2. Opt for term life insurance

There are two main types of life insurance. Term life insurance lasts for a set period of time, usually 5 to 30 years, then expires. Whole life insurance lasts until you die and comes with a cash-value component that's best thought of as a forced savings vehicle. Whole life insurance sounds like a better deal, but you pay handsomely for those bells and whistles. While there are instances where whole life is in order — say you're managing a large, complex estate — term life insurance is much more affordable and, luckily, fits most families' needs. Learn more about term vs. whole life insurance here.

3. Time your policy to expire after your youngest child's college graduation

If you opt to go with term life insurance, you have to pick how long you want your policy to last. Single parents should consider getting coverage that stays in effect until after your youngest child graduates college. At that point, you’ll hopefully have fewer dependents relying on your income.

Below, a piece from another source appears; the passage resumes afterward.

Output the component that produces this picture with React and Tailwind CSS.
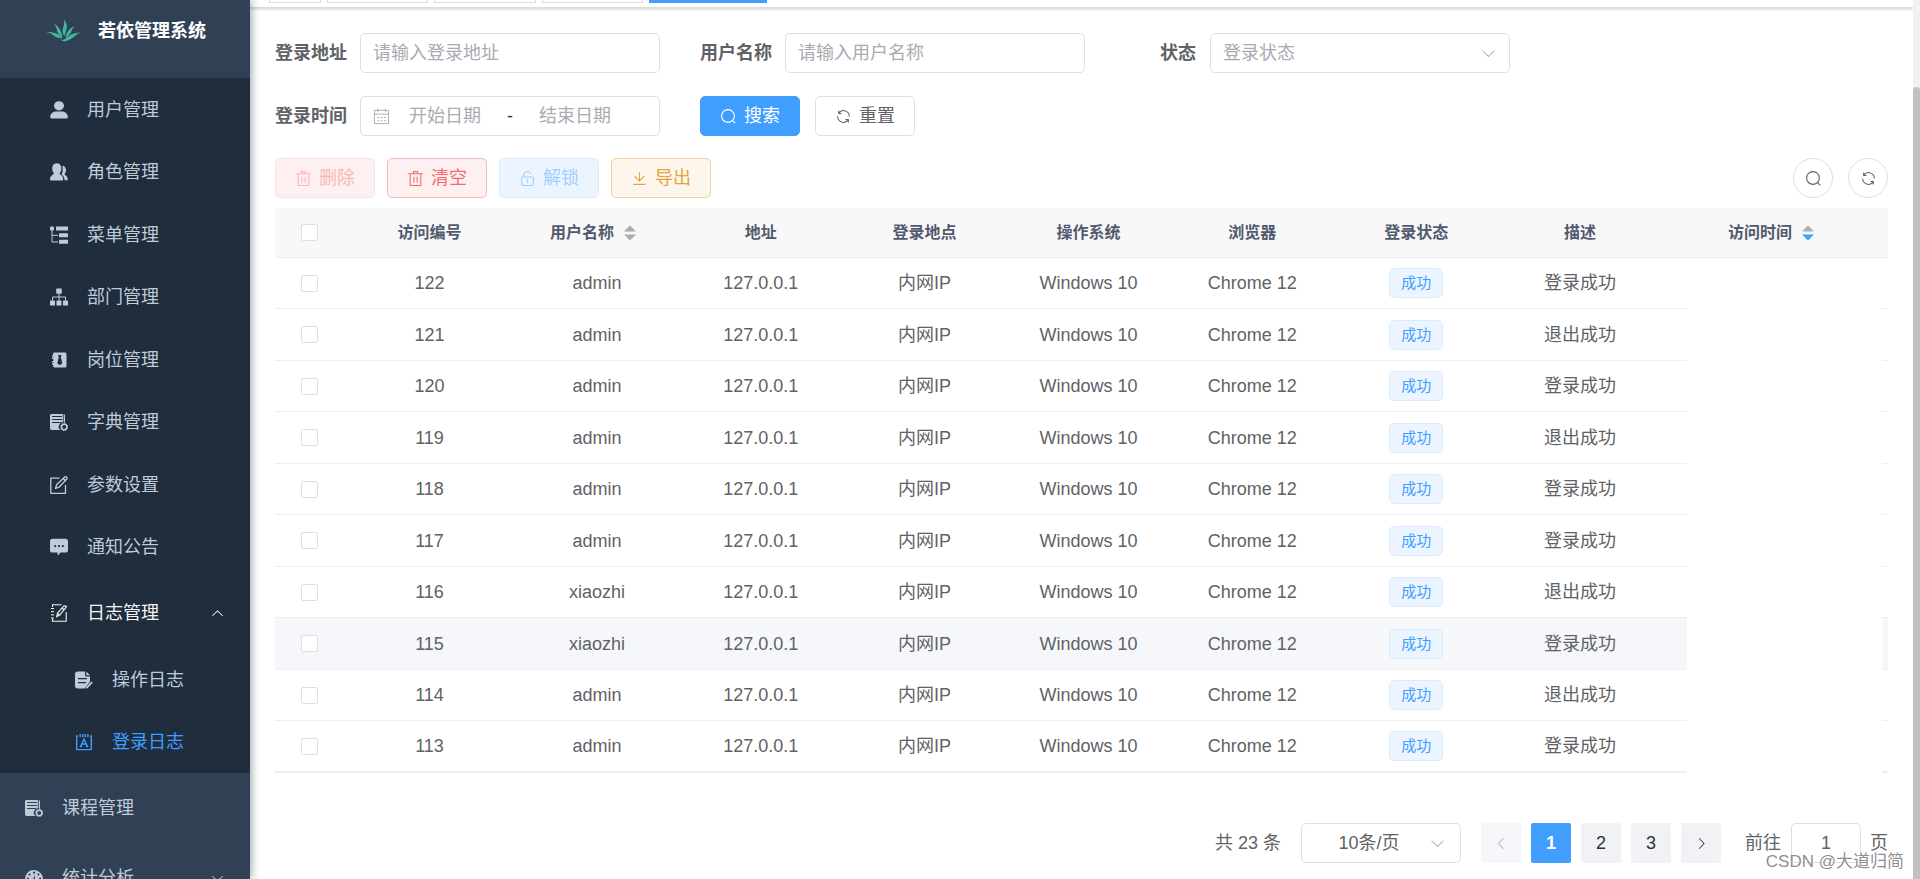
import clsx from 'clsx';

const FONT = "font-['Liberation_Sans','Noto_Sans_CJK_SC',sans-serif]";

const paths = {
    search: 'm795.904 750.72 124.992 124.928a32 32 0 0 1-45.248 45.248L750.656 795.904a416 416 0 1 1 45.248-45.248zM480 832a352 352 0 1 0 0-704 352 352 0 0 0 0 704z',
    refresh: 'M771.776 794.88A384 384 0 0 1 128 512h64a320 320 0 0 0 555.712 216.448H654.72a32 32 0 1 1 0-64h149.056a32 32 0 0 1 32 32v148.928a32 32 0 1 1-64 0v-50.56zM276.288 295.616h92.992a32 32 0 0 1 0 64H220.16a32 32 0 0 1-32-32V178.56a32 32 0 0 1 64 0v50.56A384 384 0 0 1 896.128 512h-64a320 320 0 0 0-555.776-216.384z',
    trash: 'M160 256H96a32 32 0 0 1 0-64h256V95.936a32 32 0 0 1 32-32h256a32 32 0 0 1 32 32V192h256a32 32 0 1 1 0 64h-64v672a32 32 0 0 1-32 32H192a32 32 0 0 1-32-32V256zm448-64v-64H416v64h192zM224 896h576V256H224v640zm192-128a32 32 0 0 1-32-32V416a32 32 0 0 1 64 0v320a32 32 0 0 1-32 32zm192 0a32 32 0 0 1-32-32V416a32 32 0 0 1 64 0v320a32 32 0 0 1-32 32z',
    unlock: 'M224 448a32 32 0 0 0-32 32v384a32 32 0 0 0 32 32h576a32 32 0 0 0 32-32V480a32 32 0 0 0-32-32H224zm0-64h576a96 96 0 0 1 96 96v384a96 96 0 0 1-96 96H224a96 96 0 0 1-96-96V480a96 96 0 0 1 96-96zM512 544a32 32 0 0 1 32 32v192a32 32 0 1 1-64 0V576a32 32 0 0 1 32-32zm178.304-295.296A192.064 192.064 0 0 0 320 320v64h352l96 38.4V448H256V320a256 256 0 0 1 493.76-95.104l-59.456 23.808z',
    download: 'M160 832h704a32 32 0 1 1 0 64H160a32 32 0 1 1 0-64zm384-253.696 236.288-236.352 45.248 45.248L508.8 704 192 387.2l45.248-45.248L480 584.704V128h64v450.304z',
    down: 'M831.872 340.864 512 652.672 192.128 340.864a30.592 30.592 0 0 0-42.752 0 29.12 29.12 0 0 0 0 41.6L489.664 714.24a32 32 0 0 0 44.672 0l340.288-331.712a29.12 29.12 0 0 0 0-41.728 30.592 30.592 0 0 0-42.752 0z',
    left: 'M609.408 149.376 277.76 489.6a32 32 0 0 0 0 44.672l331.648 340.352a29.12 29.12 0 0 0 41.728 0 30.592 30.592 0 0 0 0-42.752L339.264 511.936l311.872-319.872a30.592 30.592 0 0 0 0-42.688 29.12 29.12 0 0 0-41.728 0z',
    right: 'M340.864 149.312a30.592 30.592 0 0 0 0 42.752L652.736 512 340.864 831.872a30.592 30.592 0 0 0 0 42.752 29.12 29.12 0 0 0 41.728 0L714.24 534.336a32 32 0 0 0 0-44.672L382.592 149.376a29.12 29.12 0 0 0-41.728 0z',
};

const Icon = ({ name, className = 'size-[17px]' }) => (
    <svg viewBox="0 0 1024 1024" fill="currentColor" className={clsx('shrink-0', className)} aria-hidden="true">
        <path d={paths[name]} />
    </svg>
);

// Sidebar glyphs, drawn on an 18x18 grid
const glyphs = {
    user: (
        <>
            <ellipse cx="9" cy="4.8" rx="5" ry="4.6" />
            <path d="M0.2 15.5C0.6 12 3.4 10.4 6 10.4h6c2.6 0 5.4 1.6 5.8 5.1 0 1.4-.4 2-1.4 2H1.600C.6 17.500.2 16.900.2 15.500z" />
        </>
    ),
    peoples: (
        <>
            <path d="M6.800.3c2.600 0 4.600 2 4.600 4.900 0 2.200-.7 4-1.900 5.100.3 1.600 3.700 2.300 3.700 5.500 0 1.100-.3 1.700-.9 1.700H.9c-.7 0-.9-.6-.9-1.500 0-3.200 3.600-4.200 4-5.700C2.800 9.100 2.200 7.300 2.200 5.200c0-2.900 2-4.900 4.600-4.900z" />
            <path d="M12.300 2.700c2.200 0 3.700 1.800 3.700 4.200 0 1.800-.6 3.200-1.500 4 .4 1.200 3.300 2.400 3.300 5.100 0 .8-.3 1.300-.9 1.300h-2.300c-.1-3.200-1.600-4.900-3.100-5.900 1.200-1.700 1.700-5.500.8-8.700z" />
        </>
    ),
    tree: (
        <>
            <rect x="0" y="0.500" width="4" height="4" rx="1" />
            <rect x="6" y="0.500" width="12" height="4" rx="0.500" />
            <rect x="9" y="7.200" width="9" height="4" rx="0.500" />
            <rect x="9" y="13.800" width="9" height="4" rx="0.500" />
            <path d="M2 4v12h6M2 9.300h6" fill="none" stroke="currentColor" strokeWidth="1" />
        </>
    ),
    org: (
        <>
            <rect x="6.200" y="0.500" width="5.600" height="5.200" rx="0.600" />
            <rect x="0" y="12.500" width="5" height="5" rx="0.600" />
            <rect x="6.500" y="12.500" width="5" height="5" rx="0.600" />
            <rect x="13" y="12.500" width="5" height="5" rx="0.600" />
            <path d="M9 5.500v7M2.500 12.500V9h13v3.500" fill="none" stroke="currentColor" strokeWidth="1" />
        </>
    ),
    post: (
        <path
            fillRule="evenodd"
            d="M4.500 1.500h10.300c1 0 1.700.6 1.700 1.600v11.800c0 1-.7 1.600-1.700 1.600H4.500c-.9 0-1.400-.6-1.400-1.400v-1.600H2v-1.400h1.400v-.8H2v-1.400h1.400V7.900H2V6.500h1.400v-.8H2V4.300h1.100V2.900c0-.8.5-1.400 1.400-1.400zM8 4l.8 1.900-1.500 6.300 2.500 2 2.500-2-1.500-6.300L11.600 4z"
        />
    ),
    dict: (
        <>
            <path fillRule="evenodd" d="M1.500 1h12c.8 0 1.500.6 1.500 1.500v7.600a4 4 0 0 0-4.300 6.900H2c-1.100 0-2-.8-2-1.800V2.500C0 1.600.7 1 1.500 1zM2 3v1.100h10V3zm0 3v1.100h10V6zm0 3v1.100h9V9z" />
            <path d="M13.300 1v9" fill="none" stroke="#1f2d3d" strokeWidth="0.800" />
            <circle cx="14.200" cy="14" r="2.700" fill="none" stroke="currentColor" strokeWidth="1.500" />
            <circle cx="14.200" cy="14" r="3.500" fill="none" stroke="currentColor" strokeWidth="1" strokeDasharray="1.400 1.350" />
        </>
    ),
    edit: (
        <g fill="none" stroke="currentColor" strokeWidth="1.300" strokeLinejoin="round" strokeLinecap="round">
            <path d="M9 2.200H.8v15.100h14.700V9.500" />
            <path d="M5.500 12.500l1.100-3.700L14.700 1c.5-.5 1.300-.4 1.900.2s.7 1.300.2 1.800L9 11.200l-3.500 1.300zM13.200 2.500l2.200 2.200" />
        </g>
    ),
    message: (
        <path
            fillRule="evenodd"
            d="M2.500.8h13C17 .8 18 1.800 18 3.200v9c0 1.400-1 2.400-2.500 2.400h-5L8 17.600l-.7-3H2.500C1 14.600 0 13.600 0 12.200v-9C0 1.800 1 .8 2.500.8zM5.200 7a1.100 1.100 0 1 0 0 2.200 1.100 1.100 0 0 0 0-2.200zM9 7a1.100 1.100 0 1 0 0 2.200A1.100 1.100 0 0 0 9 7zm3.800 0a1.100 1.100 0 1 0 0 2.200 1.100 1.100 0 0 0 0-2.200z"
        />
    ),
    log: (
        <g fill="none" stroke="currentColor" strokeWidth="1.100">
            <path d="M2.500 3V.8h9M2.500 14.500v2.700h13.700V8M16.200 3.500V1.500" />
            <path d="M1 4.500h3M1 7.700h3M1 10.900h3M1 14h3" strokeWidth="1" />
            <path d="M6.700 12.800l.7-3.500 6-7c.6-.6 1.300-.6 1.900-.1s.7 1.200.2 1.900l-5.800 7-3 1.700zM12 4l2.200 1.900M7.400 9.300l2.300 1.900" />
        </g>
    ),
    form: (
        <>
            <path fillRule="evenodd" d="M2.500.5H10v3.600c0 .8.6 1.400 1.400 1.400H15v5.300l-5.300 6.700H2.500C1.100 17.500 0 16.500 0 15V3C0 1.500 1.100.5 2.500.5zM3 7v1.300h9V7zm0 4v1.300h8V11z" />
            <path d="M11.300.5L15 4.300h-3.700z" />
            <path d="M16.600 10.500l1.200 1.200-5 5.300-2 .8.600-2z" />
        </>
    ),
    logininfor: (
        <g fill="none" stroke="currentColor" strokeWidth="1.400">
            <path d="M3 3H1.700v13.600h14.600V3H15M5.200 1v3.200M7.800 1v3.200M10.300 1v3.200M12.900 1v3.200" />
            <path d="M5.500 13.500L9 6.200l3.500 7.300M6.700 11h4.600M4.800 13.500H7M11 13.500h2.200" />
        </g>
    ),
    chart: (
        <path
            fillRule="evenodd"
            d="M9 1a9 9 0 0 1 9 9c0 2.200-.8 4.200-2.200 5.800H2.200A9 9 0 0 1 9 1zM9 2.600a1.100 1.100 0 1 0 0 2.200 1.100 1.100 0 0 0 0-2.200zM4.600 4.400a1.100 1.100 0 1 0 0 2.200 1.100 1.100 0 0 0 0-2.200zm8.800 0a1.100 1.100 0 1 0 0 2.200 1.100 1.100 0 0 0 0-2.200zM2.900 8.600a1.100 1.100 0 1 0 0 2.200 1.100 1.100 0 0 0 0-2.200zm12.200 0a1.100 1.100 0 1 0 0 2.200 1.100 1.100 0 0 0 0-2.200zM9.500 6l-1.700 5.700a1.700 1.700 0 1 0 2.400.2z"
        />
    ),
};

const Glyph = ({ name }) => (
    <svg viewBox="0 0 18 18" fill="currentColor" className="size-[18px] shrink-0" aria-hidden="true">
        {glyphs[name]}
    </svg>
);

const Logo = () => (
    <svg viewBox="0 0 36 24" fill="#41b899" className="w-9 h-6" aria-hidden="true">
        <path d="M17.500.3c3.600 3.200 4.300 7.800 2.200 12.600-.7 1.700-1.200 3-1.100 4.600-2.300-3.200-2.700-6-1.200-9.600 1.100-2.700 1.200-5 .1-7.600z" />
        <path d="M7.300 4c4.700 2.400 7.900 7.300 9.300 14.300C12 15.700 11.200 12.600 10.600 9.500 10 7.300 9 5.600 7.300 4z" />
        <path d="M29 7c-1.500 1-2.400 2.300-3.200 4.300-1.200 3.200-2.800 5.200-6.300 7.300C20.700 12.800 24 8.500 29 7z" />
        <path d="M.2 13.200c6.800-.6 12.700 1.700 16.400 6-4 .2-6.900-1-9.600-3.300C4.900 14.200 2.900 13.400.2 13.200z" />
        <path d="M35.800 13.600c-2.700.3-4.300 1.200-6.300 3-2.900 2.700-6.200 4.800-11 5.900-1.600-.4-3-1-4.300-2 1.600.5 3 .4 4.300.1 4-4.500 10-7.500 17.300-7z" />
    </svg>
);

const systemMenu = [
    { label: '用户管理', icon: 'user' },
    { label: '角色管理', icon: 'peoples' },
    { label: '菜单管理', icon: 'tree' },
    { label: '部门管理', icon: 'org' },
    { label: '岗位管理', icon: 'post' },
    { label: '字典管理', icon: 'dict' },
    { label: '参数设置', icon: 'edit' },
    { label: '通知公告', icon: 'message' },
];

const logMenu = [
    { label: '操作日志', icon: 'form' },
    { label: '登录日志', icon: 'logininfor', active: true },
];

const MenuLink = ({ item, className }) => (
    <a href="#" className={clsx('flex h-full items-center gap-[19px]', item.active && 'text-[#409eff]', className)}>
        <Glyph name={item.icon} />
        {item.label}
    </a>
);

const Sidebar = () => (
    <aside className="relative z-10 w-[250px] shrink-0 overflow-hidden bg-[#304156] text-lg text-[#bfcbd9] shadow-[2px_0_8px_rgba(0,21,41,0.35)]">
        <div className="flex h-[62px] items-center justify-center gap-4 pl-0.5">
            <Logo />
            <h1 className="font-bold text-white">若依管理系统</h1>
        </div>
        <nav className="pt-4">
            <div className="bg-[#1f2d3d]">
                <ul>
                    {systemMenu.map((item) => (
                        <li key={item.label} className="odd:h-[63px] even:h-[62px]">
                            <MenuLink item={item} className="pl-[50px]" />
                        </li>
                    ))}
                </ul>
                <button type="button" className="flex h-[70px] w-full items-center gap-[19px] pl-[50px] pr-[25px] text-[#f4f4f5]">
                    <Glyph name="log" />
                    <span className="flex-1 text-left">日志管理</span>
                    <Icon name="down" className="size-[15px] rotate-180" />
                </button>
                <ul>
                    {logMenu.map((item) => (
                        <li key={item.label} className="odd:h-[63px] even:h-[62px]">
                            <MenuLink item={item} className="pl-[75px]" />
                        </li>
                    ))}
                </ul>
            </div>
            <a href="#" className="flex h-[70px] items-center gap-[19px] pl-[25px]">
                <Glyph name="dict" />
                课程管理
            </a>
            <button type="button" className="flex h-[70px] w-full items-center gap-[19px] pl-[25px] pr-[25px]">
                <Glyph name="chart" />
                <span className="flex-1 text-left">统计分析</span>
                <Icon name="down" className="size-[15px]" />
            </button>
        </nav>
    </aside>
);

// Only the bottom edge of the tag strip is in view
const TagsView = () => (
    <div className="flex h-2 items-start gap-[6px] border-b border-[#d8dce5] bg-white pl-[19px] shadow-[0_1px_3px_rgba(0,0,0,0.2)]">
        <span className="h-[3px] w-[52px] border border-t-0 border-[#d8dce5]" />
        <span className="h-[3px] w-[101px] border border-t-0 border-[#d8dce5]" />
        <span className="h-[3px] w-[102px] border border-t-0 border-[#d8dce5]" />
        <span className="h-[3px] w-[101px] border border-t-0 border-[#d8dce5]" />
        <span className="h-[3px] w-[118px] bg-[#409eff]" />
    </div>
);

const fieldBox = 'h-10 w-[300px] rounded-[5px] border border-[#dcdfe6] bg-white';

const Field = ({ label, id, children }) => (
    <div className="flex items-center">
        <label htmlFor={id} className="w-[85px] whitespace-nowrap pr-[14px] text-right font-bold text-[#606266]">
            {label}
        </label>
        {children}
    </div>
);

const buttonStyles = {
    primary: 'border-[#409eff] bg-[#409eff] text-white',
    plain: 'border-[#dcdfe6] bg-white text-[#606266]',
    danger: 'border-[#fab6b6] bg-[#fef0f0] text-[#f56c6c]',
    dangerOff: 'border-[#fde2e2] bg-[#fef0f0] text-[#fab6b6]',
    blueOff: 'border-[#d9ecff] bg-[#ecf5ff] text-[#a0cfff]',
    warning: 'border-[#f3d19e] bg-[#fdf6ec] text-[#e6a23c]',
};

const Button = ({ kind, icon, disabled, children }) => (
    <button
        type="button"
        disabled={disabled}
        className={clsx('flex h-10 w-[100px] items-center justify-center gap-[7px] rounded-[5px] border', buttonStyles[kind])}
    >
        <Icon name={icon} />
        {children}
    </button>
);

const SearchForm = () => (
    <form className="flex flex-wrap gap-x-10 gap-y-[23px]">
        <Field label="登录地址" id="ipaddr">
            <input id="ipaddr" type="text" placeholder="请输入登录地址" className={clsx(fieldBox, 'px-3 placeholder:text-[#a8abb2]')} />
        </Field>
        <Field label="用户名称" id="userName">
            <input id="userName" type="text" placeholder="请输入用户名称" className={clsx(fieldBox, 'px-3 placeholder:text-[#a8abb2]')} />
        </Field>
        <Field label="状态" id="status">
            <div className="relative">
                <select id="status" className={clsx(fieldBox, 'appearance-none px-3 text-[#a8abb2]')}>
                    <option>登录状态</option>
                </select>
                <Icon name="down" className="pointer-events-none absolute right-[13px] top-3 size-[17px] text-[#a8abb2]" />
            </div>
        </Field>
        <div className="basis-full flex gap-10">
            <Field label="登录时间" id="beginTime">
                <div className={clsx(fieldBox, 'flex items-center px-3')}>
                    <svg viewBox="0 0 18 18" fill="none" stroke="#a8abb2" className="size-[17px] shrink-0" aria-hidden="true">
                        <path d="M1.500 2.500h15v14h-15zM1.500 6.500h15M5 .5v3.500M13 .5v3.500" />
                        <path d="M4.500 10h9M4.500 13.500h9" strokeWidth="1.200" strokeDasharray="2 1.500" />
                    </svg>
                    <input id="beginTime" type="text" placeholder="开始日期" className="min-w-0 flex-1 text-center placeholder:text-[#a8abb2]" />
                    <span className="w-5 text-center text-[#303133]">-</span>
                    <input type="text" aria-label="结束日期" placeholder="结束日期" className="min-w-0 flex-1 text-center placeholder:text-[#a8abb2]" />
                    <span className="w-[17px]" />
                </div>
            </Field>
            <div className="flex gap-[15px]">
                <Button kind="primary" icon="search">搜索</Button>
                <Button kind="plain" icon="refresh">重置</Button>
            </div>
        </div>
    </form>
);

const Toolbar = () => (
    <div className="mt-[22px] mb-[10px] flex gap-3">
        <Button kind="dangerOff" icon="trash" disabled>删除</Button>
        <Button kind="danger" icon="trash">清空</Button>
        <Button kind="blueOff" icon="unlock" disabled>解锁</Button>
        <Button kind="warning" icon="download">导出</Button>
        <div className="ml-auto flex gap-[15px]">
            <button type="button" aria-label="隐藏搜索" className="flex size-10 items-center justify-center rounded-full border border-[#dcdfe6] text-[#606266]">
                <Icon name="search" />
            </button>
            <button type="button" aria-label="刷新" className="flex size-10 items-center justify-center rounded-full border border-[#dcdfe6] text-[#606266]">
                <Icon name="refresh" />
            </button>
        </div>
    </div>
);

const rows = [
    { id: 122, user: 'admin', msg: '登录成功' },
    { id: 121, user: 'admin', msg: '退出成功' },
    { id: 120, user: 'admin', msg: '登录成功' },
    { id: 119, user: 'admin', msg: '退出成功' },
    { id: 118, user: 'admin', msg: '登录成功' },
    { id: 117, user: 'admin', msg: '登录成功' },
    { id: 116, user: 'xiaozhi', msg: '退出成功' },
    { id: 115, user: 'xiaozhi', msg: '登录成功', hover: true },
    { id: 114, user: 'admin', msg: '退出成功' },
    { id: 113, user: 'admin', msg: '登录成功' },
];

const SortCaret = ({ desc }) => (
    <svg viewBox="0 0 12 16" className="ml-[10px] h-4 w-3" aria-hidden="true">
        <path d="M0 6.500L6 .5l6 6z" fill="#a8abb2" />
        <path d="M0 9.500l6 6 6-6z" fill={desc ? '#409eff' : '#a8abb2'} />
    </svg>
);

const Checkbox = ({ label }) => (
    <input
        type="checkbox"
        aria-label={label}
        className="mx-auto block size-[17px] appearance-none rounded-[2px] border border-[#dcdfe6] bg-white"
    />
);

const LogTable = () => (
    <table className="w-full table-fixed border-separate border-spacing-0 text-center text-[#606266]">
        <colgroup>
            <col className="w-[69px]" />
            <col className="w-[171px]" />
            <col span="7" />
            <col className="w-[25px]" />
            <col className="w-[195px]" />
            <col className="w-[6px]" />
        </colgroup>
        <thead>
            <tr className="h-[50px] bg-[#f8f8f9] text-base text-[#515a6e] *:border-b *:border-[#ebeef5] *:font-bold">
                <th><Checkbox label="全选" /></th>
                <th>访问编号</th>
                <th>
                    <span className="flex items-center justify-center pr-2">用户名称<SortCaret /></span>
                </th>
                <th>地址</th>
                <th>登录地点</th>
                <th>操作系统</th>
                <th>浏览器</th>
                <th>登录状态</th>
                <th>描述</th>
                <th colSpan="3">
                    <span className="flex items-center justify-center pr-2">访问时间<SortCaret desc /></span>
                </th>
            </tr>
        </thead>
        <tbody>
            {rows.map((row) => (
                <tr
                    key={row.id}
                    className={clsx(
                        'odd:h-[51px] even:h-[52px] *:border-b *:border-[#ebeef5] last:*:border-b-2',
                        row.hover && '*:bg-[#f5f7fa]'
                    )}
                >
                    <td><Checkbox label={`选择 ${row.id}`} /></td>
                    <td>{row.id}</td>
                    <td>{row.user}</td>
                    <td>127.0.0.1</td>
                    <td>内网IP</td>
                    <td>Windows 10</td>
                    <td>Chrome 12</td>
                    <td>
                        <span className="mx-auto flex h-[30px] w-[54px] items-center justify-center rounded-[5px] border border-[#d9ecff] bg-[#ecf5ff] text-[15px] text-[#409eff]">
                            成功
                        </span>
                    </td>
                    <td>{row.msg}</td>
                    <td />
                    <td className="border-b-0! bg-white!" />
                    <td />
                </tr>
            ))}
        </tbody>
    </table>
);

const pageButton = 'flex size-10 items-center justify-center rounded-[2px] bg-[#f0f2f5] text-[#303133]';

const Pagination = () => (
    <div className="mt-[50px] flex items-center justify-end text-[#606266]">
        <span className="mr-5">共 23 条</span>
        <div className="relative mr-5">
            <select aria-label="每页条数" className="h-10 w-40 appearance-none rounded-[5px] border border-[#dcdfe6] bg-white pr-9 pl-3 [text-align-last:center]">
                <option>10条/页</option>
            </select>
            <Icon name="down" className="pointer-events-none absolute right-[15px] top-3 size-[17px] text-[#a8abb2]" />
        </div>
        <div className="flex gap-[10px]">
            <button type="button" aria-label="上一页" disabled className={clsx(pageButton, 'bg-[#f5f7fa]! text-[#a8abb2]!')}>
                <Icon name="left" className="size-[15px]" />
            </button>
            <button type="button" className={clsx(pageButton, 'bg-[#409eff]! font-bold text-white!')}>1</button>
            <button type="button" className={pageButton}>2</button>
            <button type="button" className={pageButton}>3</button>
            <button type="button" aria-label="下一页" className={pageButton}>
                <Icon name="right" className="size-[15px]" />
            </button>
        </div>
        <label htmlFor="jumper" className="mr-[10px] ml-6">前往</label>
        <input id="jumper" type="text" defaultValue="1" className="mr-[9px] h-10 w-[70px] rounded-[5px] border border-[#dcdfe6] bg-white text-center" />
        <span>页</span>
    </div>
);

const App = () => (
    <div className={clsx('relative flex h-screen overflow-hidden bg-white text-lg', FONT)}>
        <Sidebar />
        <div className="min-w-0 flex-1">
            <TagsView />
            <main className="pt-[25px] pr-[25px] pl-[25px]">
                <SearchForm />
                <Toolbar />
                <LogTable />
                <Pagination />
            </main>
        </div>
        {/* Scrollbar */}
        <div className="z-10 w-[7px] shrink-0 bg-[#f1f1f1] pt-[87px]">
            <div className="h-full rounded-t-full bg-[#c1c1c1]" />
        </div>
        <span className="absolute right-4 bottom-1 text-[17px] text-[#808080]/90 [text-shadow:1px_1px_0_#fff]">CSDN @大道归简</span>
    </div>
);

export default App;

4. Consider naming a trust as your beneficiary

A single parent is often inclined to name their child as their beneficiary, but there's a big reason not to: Life insurance companies can't pay a claim out to a minor. It's against state laws. If your child is your beneficiary and under-age at the time of your (untimely) death, the court has to appoint a legal custodian to oversee the distribution of your death benefit. You can pre-empt court proceedings from delaying the payout of much-needed life insurance funds by naming a custodian when you take your policy out. Or you can set up a trust and name that fund as your policy's beneficiary. In that instance, you can set up directives as to how the money gets used. You can learn more about naming a child as a beneficiary here.

5. Rely on your budget

It'll help you determine how much coverage you can actually afford — and pinpoint places to pare back if you're worried about paying premiums. Keep in mind, a 30-year, $500,000 term life insurance policy can cost as little as $34 a month. You could potentially "find" that money by reworking your budget. If you don't have a one, we've got a template so you can easily put together a solid financial plan. And, if you're not sure how to trim your current budget back, here are five ways to bankroll your financial protection plan in five minutes or less.

Got more questions about financial protection? Visit our Life Insurance Learn Center for answers!

Disclaimer: Policygenius’ editorial content is not written by an insurance agent. It’s intended for informational purposes and should not be considered legal or financial advice. Consult a professional to learn what financial products are right for you.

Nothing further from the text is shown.